▶ Given request
Find the string "components" in the listing and report every line that has it.

▶ Data extract
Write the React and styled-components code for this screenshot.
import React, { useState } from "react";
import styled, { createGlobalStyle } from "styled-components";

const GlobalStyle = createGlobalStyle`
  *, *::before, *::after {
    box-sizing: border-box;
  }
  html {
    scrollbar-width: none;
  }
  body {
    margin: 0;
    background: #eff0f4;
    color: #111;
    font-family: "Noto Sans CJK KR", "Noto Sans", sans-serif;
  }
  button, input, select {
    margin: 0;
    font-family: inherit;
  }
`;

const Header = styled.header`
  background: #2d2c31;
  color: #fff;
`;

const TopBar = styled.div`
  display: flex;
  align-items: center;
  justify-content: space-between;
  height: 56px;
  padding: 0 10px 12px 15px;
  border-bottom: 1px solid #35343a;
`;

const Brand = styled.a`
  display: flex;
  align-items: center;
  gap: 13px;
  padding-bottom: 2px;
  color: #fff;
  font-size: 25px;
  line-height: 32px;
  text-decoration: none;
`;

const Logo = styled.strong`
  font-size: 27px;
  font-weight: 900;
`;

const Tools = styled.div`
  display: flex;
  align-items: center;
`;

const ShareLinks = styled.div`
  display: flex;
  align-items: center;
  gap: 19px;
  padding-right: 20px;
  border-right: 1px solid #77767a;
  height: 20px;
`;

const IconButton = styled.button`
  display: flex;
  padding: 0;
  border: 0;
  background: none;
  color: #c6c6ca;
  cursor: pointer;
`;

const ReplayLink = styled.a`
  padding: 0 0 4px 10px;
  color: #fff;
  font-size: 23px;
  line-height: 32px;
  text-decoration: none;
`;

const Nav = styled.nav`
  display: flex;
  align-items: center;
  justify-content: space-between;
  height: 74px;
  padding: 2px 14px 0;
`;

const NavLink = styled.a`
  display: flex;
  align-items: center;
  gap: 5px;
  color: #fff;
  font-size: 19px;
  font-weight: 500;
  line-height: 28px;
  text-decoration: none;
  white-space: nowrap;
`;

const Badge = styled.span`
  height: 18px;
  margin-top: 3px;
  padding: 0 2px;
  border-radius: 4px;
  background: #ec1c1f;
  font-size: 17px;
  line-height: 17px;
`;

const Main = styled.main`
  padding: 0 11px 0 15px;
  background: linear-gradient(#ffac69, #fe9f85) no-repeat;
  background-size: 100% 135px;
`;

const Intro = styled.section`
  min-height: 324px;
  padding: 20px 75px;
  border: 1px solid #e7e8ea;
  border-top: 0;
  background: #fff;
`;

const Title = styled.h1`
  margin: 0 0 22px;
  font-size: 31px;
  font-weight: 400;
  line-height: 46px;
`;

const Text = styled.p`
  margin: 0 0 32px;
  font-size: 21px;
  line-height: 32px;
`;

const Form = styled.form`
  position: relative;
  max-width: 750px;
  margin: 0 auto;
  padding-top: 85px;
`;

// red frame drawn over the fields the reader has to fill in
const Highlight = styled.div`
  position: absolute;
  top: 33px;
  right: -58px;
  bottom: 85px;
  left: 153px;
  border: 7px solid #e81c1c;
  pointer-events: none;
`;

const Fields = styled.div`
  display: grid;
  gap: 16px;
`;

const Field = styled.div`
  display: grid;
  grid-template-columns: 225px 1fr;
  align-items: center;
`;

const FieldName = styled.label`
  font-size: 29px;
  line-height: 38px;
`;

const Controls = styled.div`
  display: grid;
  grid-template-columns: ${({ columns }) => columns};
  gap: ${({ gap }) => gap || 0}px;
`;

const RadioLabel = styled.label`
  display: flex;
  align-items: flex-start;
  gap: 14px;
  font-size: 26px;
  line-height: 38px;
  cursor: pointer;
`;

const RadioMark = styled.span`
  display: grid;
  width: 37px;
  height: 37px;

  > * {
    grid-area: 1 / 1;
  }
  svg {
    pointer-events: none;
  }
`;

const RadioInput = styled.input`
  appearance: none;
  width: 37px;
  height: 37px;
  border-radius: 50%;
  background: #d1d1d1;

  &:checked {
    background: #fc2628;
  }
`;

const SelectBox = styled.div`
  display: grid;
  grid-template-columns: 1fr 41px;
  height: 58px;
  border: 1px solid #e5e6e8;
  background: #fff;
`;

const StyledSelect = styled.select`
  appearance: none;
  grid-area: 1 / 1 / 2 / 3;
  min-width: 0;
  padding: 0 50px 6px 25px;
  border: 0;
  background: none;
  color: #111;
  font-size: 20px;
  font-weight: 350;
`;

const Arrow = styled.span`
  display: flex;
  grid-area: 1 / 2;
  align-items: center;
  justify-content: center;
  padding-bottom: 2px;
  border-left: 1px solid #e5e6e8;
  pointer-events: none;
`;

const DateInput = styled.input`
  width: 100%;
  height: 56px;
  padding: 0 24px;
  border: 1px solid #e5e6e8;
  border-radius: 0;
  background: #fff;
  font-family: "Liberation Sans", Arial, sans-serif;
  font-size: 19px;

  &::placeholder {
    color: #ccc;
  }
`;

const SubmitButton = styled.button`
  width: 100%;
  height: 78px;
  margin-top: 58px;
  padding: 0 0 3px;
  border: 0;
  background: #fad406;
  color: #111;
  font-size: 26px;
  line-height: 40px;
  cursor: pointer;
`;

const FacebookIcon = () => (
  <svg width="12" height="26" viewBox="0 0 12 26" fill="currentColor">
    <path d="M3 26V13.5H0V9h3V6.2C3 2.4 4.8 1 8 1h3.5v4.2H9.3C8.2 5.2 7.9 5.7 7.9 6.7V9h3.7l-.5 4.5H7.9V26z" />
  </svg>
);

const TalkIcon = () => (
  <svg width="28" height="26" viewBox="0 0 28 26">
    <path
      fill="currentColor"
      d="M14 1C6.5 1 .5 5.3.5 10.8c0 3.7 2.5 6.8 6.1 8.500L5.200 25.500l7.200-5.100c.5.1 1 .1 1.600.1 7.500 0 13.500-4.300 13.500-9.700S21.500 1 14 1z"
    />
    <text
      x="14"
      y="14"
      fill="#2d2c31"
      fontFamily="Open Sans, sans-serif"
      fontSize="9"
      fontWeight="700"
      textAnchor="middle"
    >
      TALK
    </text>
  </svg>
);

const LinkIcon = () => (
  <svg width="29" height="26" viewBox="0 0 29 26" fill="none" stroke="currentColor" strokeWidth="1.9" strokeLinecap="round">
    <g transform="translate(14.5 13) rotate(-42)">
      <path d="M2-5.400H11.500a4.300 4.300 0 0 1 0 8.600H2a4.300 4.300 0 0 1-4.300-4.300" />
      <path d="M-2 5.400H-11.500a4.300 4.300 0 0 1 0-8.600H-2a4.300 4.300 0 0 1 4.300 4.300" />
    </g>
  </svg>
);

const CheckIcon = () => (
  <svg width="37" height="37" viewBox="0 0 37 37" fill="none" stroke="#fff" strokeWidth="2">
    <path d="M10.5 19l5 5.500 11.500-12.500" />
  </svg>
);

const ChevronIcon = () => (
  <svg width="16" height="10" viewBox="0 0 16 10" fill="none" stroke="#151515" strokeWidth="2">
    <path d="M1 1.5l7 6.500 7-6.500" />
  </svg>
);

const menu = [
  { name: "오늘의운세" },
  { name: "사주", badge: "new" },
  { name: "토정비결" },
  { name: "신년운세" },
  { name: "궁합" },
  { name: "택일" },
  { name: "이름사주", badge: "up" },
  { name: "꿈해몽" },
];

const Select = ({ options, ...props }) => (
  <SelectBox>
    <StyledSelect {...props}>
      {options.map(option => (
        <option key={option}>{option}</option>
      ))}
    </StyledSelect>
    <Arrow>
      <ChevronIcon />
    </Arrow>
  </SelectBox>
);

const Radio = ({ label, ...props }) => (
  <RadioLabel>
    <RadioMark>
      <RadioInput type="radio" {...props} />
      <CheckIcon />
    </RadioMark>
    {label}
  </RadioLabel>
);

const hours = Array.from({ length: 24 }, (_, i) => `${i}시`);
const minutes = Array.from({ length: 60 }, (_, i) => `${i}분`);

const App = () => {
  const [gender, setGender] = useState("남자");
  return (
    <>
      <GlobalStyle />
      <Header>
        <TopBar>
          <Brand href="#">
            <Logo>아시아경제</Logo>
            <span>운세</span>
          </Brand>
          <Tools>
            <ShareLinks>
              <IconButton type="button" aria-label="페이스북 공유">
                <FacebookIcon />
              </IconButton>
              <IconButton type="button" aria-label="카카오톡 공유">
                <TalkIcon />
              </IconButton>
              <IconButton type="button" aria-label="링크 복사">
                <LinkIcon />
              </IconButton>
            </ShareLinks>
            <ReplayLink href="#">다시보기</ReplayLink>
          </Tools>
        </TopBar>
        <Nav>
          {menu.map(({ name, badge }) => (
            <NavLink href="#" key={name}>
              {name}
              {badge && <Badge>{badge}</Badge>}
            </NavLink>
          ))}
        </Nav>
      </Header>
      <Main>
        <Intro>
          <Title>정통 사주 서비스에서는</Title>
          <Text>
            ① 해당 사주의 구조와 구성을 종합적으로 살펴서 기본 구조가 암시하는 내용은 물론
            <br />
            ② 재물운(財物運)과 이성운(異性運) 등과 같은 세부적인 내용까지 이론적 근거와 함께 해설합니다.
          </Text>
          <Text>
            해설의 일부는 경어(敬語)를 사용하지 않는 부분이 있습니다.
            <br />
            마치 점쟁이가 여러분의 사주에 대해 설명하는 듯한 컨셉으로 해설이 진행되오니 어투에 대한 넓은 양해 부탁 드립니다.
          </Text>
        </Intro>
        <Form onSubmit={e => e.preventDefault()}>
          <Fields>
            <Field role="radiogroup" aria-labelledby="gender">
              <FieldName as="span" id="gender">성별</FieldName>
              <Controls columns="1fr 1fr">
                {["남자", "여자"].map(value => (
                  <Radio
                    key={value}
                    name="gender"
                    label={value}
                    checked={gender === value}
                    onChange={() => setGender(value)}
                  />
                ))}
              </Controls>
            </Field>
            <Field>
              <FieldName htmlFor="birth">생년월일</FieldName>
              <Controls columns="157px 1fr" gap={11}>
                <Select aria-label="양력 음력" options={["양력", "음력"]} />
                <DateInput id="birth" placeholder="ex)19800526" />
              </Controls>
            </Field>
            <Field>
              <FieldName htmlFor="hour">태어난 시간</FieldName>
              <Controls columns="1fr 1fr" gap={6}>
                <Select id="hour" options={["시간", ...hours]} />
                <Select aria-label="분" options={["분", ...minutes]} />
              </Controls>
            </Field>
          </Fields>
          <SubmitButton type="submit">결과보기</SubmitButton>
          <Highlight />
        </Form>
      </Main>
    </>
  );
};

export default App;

▶ Solution to this exercise
Write the React and styled-components code for this screenshot.
import styled, { createGlobalStyle } from "styled-components";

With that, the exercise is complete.